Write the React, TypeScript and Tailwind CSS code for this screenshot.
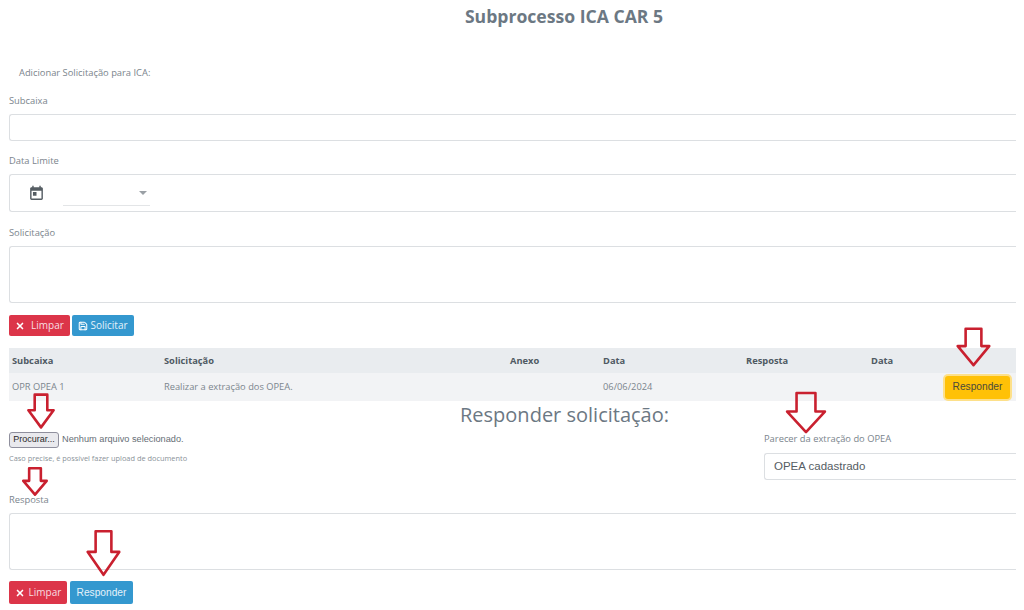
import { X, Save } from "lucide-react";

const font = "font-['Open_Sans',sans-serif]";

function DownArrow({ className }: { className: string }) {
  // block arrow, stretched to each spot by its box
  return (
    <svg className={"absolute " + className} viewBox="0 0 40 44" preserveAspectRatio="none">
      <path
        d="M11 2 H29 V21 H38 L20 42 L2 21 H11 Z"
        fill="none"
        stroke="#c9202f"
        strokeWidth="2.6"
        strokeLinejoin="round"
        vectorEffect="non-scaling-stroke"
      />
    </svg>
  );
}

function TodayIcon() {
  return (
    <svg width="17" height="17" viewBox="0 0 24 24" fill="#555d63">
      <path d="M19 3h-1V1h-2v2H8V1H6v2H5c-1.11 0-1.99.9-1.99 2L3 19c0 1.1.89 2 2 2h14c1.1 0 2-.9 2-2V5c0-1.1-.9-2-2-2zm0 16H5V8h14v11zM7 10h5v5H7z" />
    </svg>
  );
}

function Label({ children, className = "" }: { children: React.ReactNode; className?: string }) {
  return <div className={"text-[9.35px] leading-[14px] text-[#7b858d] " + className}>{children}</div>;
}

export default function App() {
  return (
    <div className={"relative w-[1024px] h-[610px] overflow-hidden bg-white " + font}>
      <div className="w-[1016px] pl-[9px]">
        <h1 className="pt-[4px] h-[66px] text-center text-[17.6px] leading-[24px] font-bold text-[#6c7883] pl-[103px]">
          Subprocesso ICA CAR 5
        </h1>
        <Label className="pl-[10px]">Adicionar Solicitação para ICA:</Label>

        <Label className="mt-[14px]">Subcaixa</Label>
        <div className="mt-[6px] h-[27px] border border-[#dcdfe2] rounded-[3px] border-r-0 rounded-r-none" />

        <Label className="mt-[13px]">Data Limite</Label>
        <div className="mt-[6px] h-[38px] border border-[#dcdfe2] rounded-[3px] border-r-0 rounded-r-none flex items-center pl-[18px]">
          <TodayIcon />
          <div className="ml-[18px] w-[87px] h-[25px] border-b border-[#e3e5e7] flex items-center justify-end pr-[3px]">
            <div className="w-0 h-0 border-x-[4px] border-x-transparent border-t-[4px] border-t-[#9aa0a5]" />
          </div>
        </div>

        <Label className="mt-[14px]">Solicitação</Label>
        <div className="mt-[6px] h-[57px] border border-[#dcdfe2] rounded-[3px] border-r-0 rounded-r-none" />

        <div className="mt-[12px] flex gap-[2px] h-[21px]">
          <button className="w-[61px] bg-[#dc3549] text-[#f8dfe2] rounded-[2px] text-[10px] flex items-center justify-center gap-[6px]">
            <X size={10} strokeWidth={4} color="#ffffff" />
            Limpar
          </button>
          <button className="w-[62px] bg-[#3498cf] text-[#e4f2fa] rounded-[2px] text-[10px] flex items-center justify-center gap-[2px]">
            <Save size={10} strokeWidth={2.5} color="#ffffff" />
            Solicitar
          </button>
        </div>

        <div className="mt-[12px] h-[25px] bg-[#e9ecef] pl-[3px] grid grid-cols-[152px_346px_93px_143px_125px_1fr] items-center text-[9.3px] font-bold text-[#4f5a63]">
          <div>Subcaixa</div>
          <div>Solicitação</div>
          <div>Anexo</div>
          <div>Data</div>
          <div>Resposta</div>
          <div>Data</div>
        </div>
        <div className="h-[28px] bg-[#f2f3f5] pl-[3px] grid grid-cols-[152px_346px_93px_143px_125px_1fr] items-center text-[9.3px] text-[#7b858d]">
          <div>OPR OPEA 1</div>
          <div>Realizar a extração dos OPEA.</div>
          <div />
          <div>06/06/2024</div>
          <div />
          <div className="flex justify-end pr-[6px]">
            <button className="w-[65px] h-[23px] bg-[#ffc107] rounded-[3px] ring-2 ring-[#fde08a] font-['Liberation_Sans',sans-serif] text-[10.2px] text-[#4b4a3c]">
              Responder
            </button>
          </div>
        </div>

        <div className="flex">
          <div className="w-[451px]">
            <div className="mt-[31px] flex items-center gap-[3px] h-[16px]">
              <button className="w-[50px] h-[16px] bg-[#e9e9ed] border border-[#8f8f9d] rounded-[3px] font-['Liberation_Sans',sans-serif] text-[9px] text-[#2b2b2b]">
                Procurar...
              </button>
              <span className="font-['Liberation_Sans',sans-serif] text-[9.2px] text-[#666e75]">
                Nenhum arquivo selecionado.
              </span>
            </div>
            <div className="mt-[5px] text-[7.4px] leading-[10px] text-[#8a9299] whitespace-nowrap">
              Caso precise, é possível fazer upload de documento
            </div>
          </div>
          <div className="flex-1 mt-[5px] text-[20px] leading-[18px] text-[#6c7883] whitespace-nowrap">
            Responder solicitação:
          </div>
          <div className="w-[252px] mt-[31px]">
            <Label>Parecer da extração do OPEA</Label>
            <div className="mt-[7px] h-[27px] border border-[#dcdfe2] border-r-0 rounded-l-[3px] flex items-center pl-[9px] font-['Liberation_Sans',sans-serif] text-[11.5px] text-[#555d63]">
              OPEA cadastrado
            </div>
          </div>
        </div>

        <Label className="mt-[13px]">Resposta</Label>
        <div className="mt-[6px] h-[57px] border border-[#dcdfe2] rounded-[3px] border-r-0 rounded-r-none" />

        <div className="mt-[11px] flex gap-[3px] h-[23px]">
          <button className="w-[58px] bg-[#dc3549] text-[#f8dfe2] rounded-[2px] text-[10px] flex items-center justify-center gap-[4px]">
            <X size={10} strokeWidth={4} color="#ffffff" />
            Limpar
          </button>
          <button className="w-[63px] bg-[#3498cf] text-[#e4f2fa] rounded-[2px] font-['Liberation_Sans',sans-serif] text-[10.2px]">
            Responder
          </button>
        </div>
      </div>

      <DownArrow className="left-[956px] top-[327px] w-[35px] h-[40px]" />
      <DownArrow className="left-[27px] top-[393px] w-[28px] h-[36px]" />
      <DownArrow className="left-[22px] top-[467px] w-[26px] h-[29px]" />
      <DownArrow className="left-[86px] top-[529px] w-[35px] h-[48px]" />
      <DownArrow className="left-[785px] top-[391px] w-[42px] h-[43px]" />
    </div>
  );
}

_____

- Exercise goal: From the material above, reproduce everything verbatim except the pictures.

- Reply:
Write the React, TypeScript and Tailwind CSS code for this screenshot.
import { X, Save } from "lucide-react";

const font = "font-['Open_Sans',sans-serif]";

function DownArrow({ className }: { className: string }) {
  // block arrow, stretched to each spot by its box
  return (
    <svg className={"absolute " + className} viewBox="0 0 40 44" preserveAspectRatio="none">
      <path
        d="M11 2 H29 V21 H38 L20 42 L2 21 H11 Z"
        fill="none"
        stroke="#c9202f"
        strokeWidth="2.6"
        strokeLinejoin="round"
        vectorEffect="non-scaling-stroke"
      />
    </svg>
  );
}

function TodayIcon() {
  return (
    <svg width="17" height="17" viewBox="0 0 24 24" fill="#555d63">
      <path d="M19 3h-1V1h-2v2H8V1H6v2H5c-1.11 0-1.99.9-1.99 2L3 19c0 1.1.89 2 2 2h14c1.1 0 2-.9 2-2V5c0-1.1-.9-2-2-2zm0 16H5V8h14v11zM7 10h5v5H7z" />
    </svg>
  );
}

function Label({ children, className = "" }: { children: React.ReactNode; className?: string }) {
  return <div className={"text-[9.35px] leading-[14px] text-[#7b858d] " + className}>{children}</div>;
}

export default function App() {
  return (
    <div className={"relative w-[1024px] h-[610px] overflow-hidden bg-white " + font}>
      <div className="w-[1016px] pl-[9px]">
        <h1 className="pt-[4px] h-[66px] text-center text-[17.6px] leading-[24px] font-bold text-[#6c7883] pl-[103px]">
          Subprocesso ICA CAR 5
        </h1>
        <Label className="pl-[10px]">Adicionar Solicitação para ICA:</Label>

        <Label className="mt-[14px]">Subcaixa</Label>
        <div className="mt-[6px] h-[27px] border border-[#dcdfe2] rounded-[3px] border-r-0 rounded-r-none" />

        <Label className="mt-[13px]">Data Limite</Label>
        <div className="mt-[6px] h-[38px] border border-[#dcdfe2] rounded-[3px] border-r-0 rounded-r-none flex items-center pl-[18px]">
          <TodayIcon />
          <div className="ml-[18px] w-[87px] h-[25px] border-b border-[#e3e5e7] flex items-center justify-end pr-[3px]">
            <div className="w-0 h-0 border-x-[4px] border-x-transparent border-t-[4px] border-t-[#9aa0a5]" />
          </div>
        </div>

        <Label className="mt-[14px]">Solicitação</Label>
        <div className="mt-[6px] h-[57px] border border-[#dcdfe2] rounded-[3px] border-r-0 rounded-r-none" />

        <div className="mt-[12px] flex gap-[2px] h-[21px]">
          <button className="w-[61px] bg-[#dc3549] text-[#f8dfe2] rounded-[2px] text-[10px] flex items-center justify-center gap-[6px]">
            <X size={10} strokeWidth={4} color="#ffffff" />
            Limpar
          </button>
          <button className="w-[62px] bg-[#3498cf] text-[#e4f2fa] rounded-[2px] text-[10px] flex items-center justify-center gap-[2px]">
            <Save size={10} strokeWidth={2.5} color="#ffffff" />
            Solicitar
          </button>
        </div>

        <div className="mt-[12px] h-[25px] bg-[#e9ecef] pl-[3px] grid grid-cols-[152px_346px_93px_143px_125px_1fr] items-center text-[9.3px] font-bold text-[#4f5a63]">
          <div>Subcaixa</div>
          <div>Solicitação</div>
          <div>Anexo</div>
          <div>Data</div>
          <div>Resposta</div>
          <div>Data</div>
        </div>
        <div className="h-[28px] bg-[#f2f3f5] pl-[3px] grid grid-cols-[152px_346px_93px_143px_125px_1fr] items-center text-[9.3px] text-[#7b858d]">
          <div>OPR OPEA 1</div>
          <div>Realizar a extração dos OPEA.</div>
          <div />
          <div>06/06/2024</div>
          <div />
          <div className="flex justify-end pr-[6px]">
            <button className="w-[65px] h-[23px] bg-[#ffc107] rounded-[3px] ring-2 ring-[#fde08a] font-['Liberation_Sans',sans-serif] text-[10.2px] text-[#4b4a3c]">
              Responder
            </button>
          </div>
        </div>

        <div className="flex">
          <div className="w-[451px]">
            <div className="mt-[31px] flex items-center gap-[3px] h-[16px]">
              <button className="w-[50px] h-[16px] bg-[#e9e9ed] border border-[#8f8f9d] rounded-[3px] font-['Liberation_Sans',sans-serif] text-[9px] text-[#2b2b2b]">
                Procurar...
              </button>
              <span className="font-['Liberation_Sans',sans-serif] text-[9.2px] text-[#666e75]">
                Nenhum arquivo selecionado.
              </span>
            </div>
            <div className="mt-[5px] text-[7.4px] leading-[10px] text-[#8a9299] whitespace-nowrap">
              Caso precise, é possível fazer upload de documento
            </div>
          </div>
          <div className="flex-1 mt-[5px] text-[20px] leading-[18px] text-[#6c7883] whitespace-nowrap">
            Responder solicitação:
          </div>
          <div className="w-[252px] mt-[31px]">
            <Label>Parecer da extração do OPEA</Label>
            <div className="mt-[7px] h-[27px] border border-[#dcdfe2] border-r-0 rounded-l-[3px] flex items-center pl-[9px] font-['Liberation_Sans',sans-serif] text-[11.5px] text-[#555d63]">
              OPEA cadastrado
            </div>
          </div>
        </div>

        <Label className="mt-[13px]">Resposta</Label>
        <div className="mt-[6px] h-[57px] border border-[#dcdfe2] rounded-[3px] border-r-0 rounded-r-none" />

        <div className="mt-[11px] flex gap-[3px] h-[23px]">
          <button className="w-[58px] bg-[#dc3549] text-[#f8dfe2] rounded-[2px] text-[10px] flex items-center justify-center gap-[4px]">
            <X size={10} strokeWidth={4} color="#ffffff" />
            Limpar
          </button>
          <button className="w-[63px] bg-[#3498cf] text-[#e4f2fa] rounded-[2px] font-['Liberation_Sans',sans-serif] text-[10.2px]">
            Responder
          </button>
        </div>
      </div>

      <DownArrow className="left-[956px] top-[327px] w-[35px] h-[40px]" />
      <DownArrow className="left-[27px] top-[393px] w-[28px] h-[36px]" />
      <DownArrow className="left-[22px] top-[467px] w-[26px] h-[29px]" />
      <DownArrow className="left-[86px] top-[529px] w-[35px] h-[48px]" />
      <DownArrow className="left-[785px] top-[391px] w-[42px] h-[43px]" />
    </div>
  );
}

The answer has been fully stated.